The insertion process includes connection maintenance to prevent graph degradation over time. When adding the new node causes existing neighbors to exceed their maximum connection limits (mMax or mMax0), the algorithm prunes excess connections using selection heuristics that prioritize maintaining graph quality. All node updates are persisted atomically within the provided transaction context, ensuring consistency even in the presence of concurrent operations. The algorithm also handles special cases such as inserting the first node into an empty index or inserting a node whose layer exceeds the current maximum layer, which requires updating the entry point stored in ACCESS_INFO. When RaBitQ quantization is enabled, the insertion process probabilistically samples vectors for statistical analysis using sampleVectorStatsProbability and triggers periodic maintenance of quantization parameters when the sample count reaches statsThreshold.

Delete/Repair

The HNSW deletion algorithm implements a graph repair mechanism that maintains structural integrity and search performance after removing nodes from the hierarchical graph. The deletion process begins with layer discovery, where the algorithm fetches the target node from storage to determine which layers contain the node and to retrieve its complete neighbor lists across all layers. This initial phase also identifies the node’s top layer, which is crucial for determining whether the deletion might affect the global entry point stored in ACCESS_INFO. The algorithm then determines the node’s layer assignment using the same probabilistic method employed during insertion, ensuring consistent layer membership across operations and enabling proper cleanup of all node instances.

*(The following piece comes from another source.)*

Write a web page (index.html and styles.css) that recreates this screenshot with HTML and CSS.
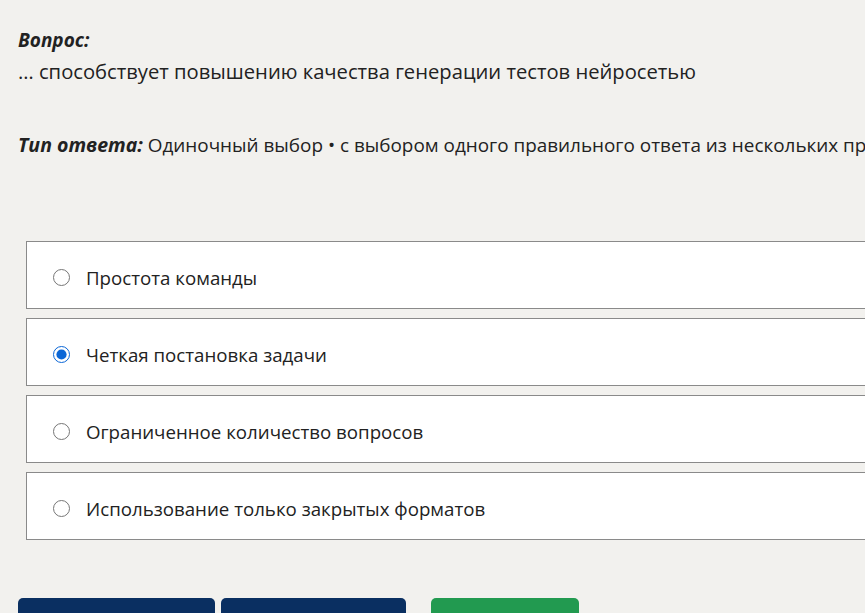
FILE: index.html
```html
<!DOCTYPE html>
<html lang="ru">
<head>
    <meta charset="UTF-8">
    <meta name="viewport" content="width=device-width, initial-scale=1.0">
    <title>Вопрос</title>
    <link rel="stylesheet" href="styles.css">
</head>
<body>
    <div class="page">
        <div class="question">
            <div class="label">Вопрос:</div>
            <div class="question-text">… способствует повышению качества генерации тестов нейросетью</div>
        </div>
        <div class="answer-type">
            <span class="label">Тип ответа:</span> Одиночный выбор • с выбором одного правильного ответа из нескольких предложенных вариантов
        </div>
        <form class="options">
            <label class="option">
                <input type="radio" name="answer" value="1">
                <span>Простота команды</span>
            </label>
            <label class="option">
                <input type="radio" name="answer" value="2" checked>
                <span>Четкая постановка задачи</span>
            </label>
            <label class="option">
                <input type="radio" name="answer" value="3">
                <span>Ограниченное количество вопросов</span>
            </label>
            <label class="option">
                <input type="radio" name="answer" value="4">
                <span>Использование только закрытых форматов</span>
            </label>
        </form>
        <div class="actions">
            <button type="button" class="btn btn-dark btn-wide">Предыдущий</button>
            <button type="button" class="btn btn-dark btn-mid">Следующий</button>
            <button type="button" class="btn btn-green">Ответить</button>
        </div>
    </div>
</body>
</html>
```

FILE: styles.css
```css
html {
    overflow: hidden;
}
body {
    margin: 0;
    background: #f2f1ee;
    font-family: "Open Sans", "Noto Sans", sans-serif;
    color: #222;
}
.page {
    width: 1100px;
    padding: 26px 18px 0;
}
.label {
    font-weight: bold;
    font-style: italic;
}
.question {
    font-size: 19px;
    line-height: 28px;
}
.question-text {
    font-size: 20.2px;
    margin-top: 3px;
}
.answer-type {
    font-size: 18.9px;
    margin-top: 46px;
    white-space: nowrap;
}
.answer-type .label {
    font-size: 19.5px;
}
.options {
    display: flex;
    flex-direction: column;
    gap: 9px;
    margin: 83px 0 0 8px;
}
.option {
    display: flex;
    align-items: center;
    gap: 16px;
    height: 62px;
    padding: 4px 26px 0;
    background: #fff;
    border: 1px solid #8a8a8a;
    font-size: 18.7px;
    cursor: pointer;
}
.option input {
    width: 17px;
    height: 17px;
    margin: 0;
    accent-color: #0a66d6;
}
.actions {
    display: flex;
    gap: 6px;
    margin-top: 58px;
}
.btn {
    height: 48px;
    padding-top: 14px;
    border: none;
    border-radius: 5px;
    color: #fff;
    font-size: 16px;
    font-family: inherit;
}
.btn-dark {
    background: #0a2f61;
}
.btn-wide {
    width: 197px;
}
.btn-mid {
    width: 185px;
}
.btn-green {
    width: 148px;
    margin-left: 19px;
    background: #229a50;
}
```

The core of the deletion algorithm focuses on graph repair, which addresses the connectivity gaps created when removing a node and its associated edges. For each layer containing the target node, the algorithm collects all directly connected neighbors (primary neighbors) and extends this set by including the neighbors of those neighbors (secondary neighbors) to form a comprehensive candidate pool for repair operations. This candidate expansion ensures that the repair process has sufficient options to create high-quality replacement connections that maintain graph traversability. The algorithm employs sampling controlled by the efRepair parameter to manage the size of the candidate pool, balancing repair quality against computational overhead by limiting the number of candidates considered during the repair process.

The repair mechanism operates by systematically reconnecting the orphaned neighbors of the deleted node through a sophisticated neighbor selection process. For each primary neighbor of the deleted node, the algorithm computes distances to all candidates in the repair pool and selects optimal new connections using the same distance-based heuristics employed during insertion. This process respects the connectivity constraints defined by m, mMax, and mMax0 parameters, ensuring that repaired connections maintain the graph’s structural properties. The algorithm tracks all modifications through a NeighborsChangeSet mechanism that batches updates for efficient persistence, allowing multiple neighbors to be repaired concurrently up to the limit defined by maxNumConcurrentNeighborhoodFetches.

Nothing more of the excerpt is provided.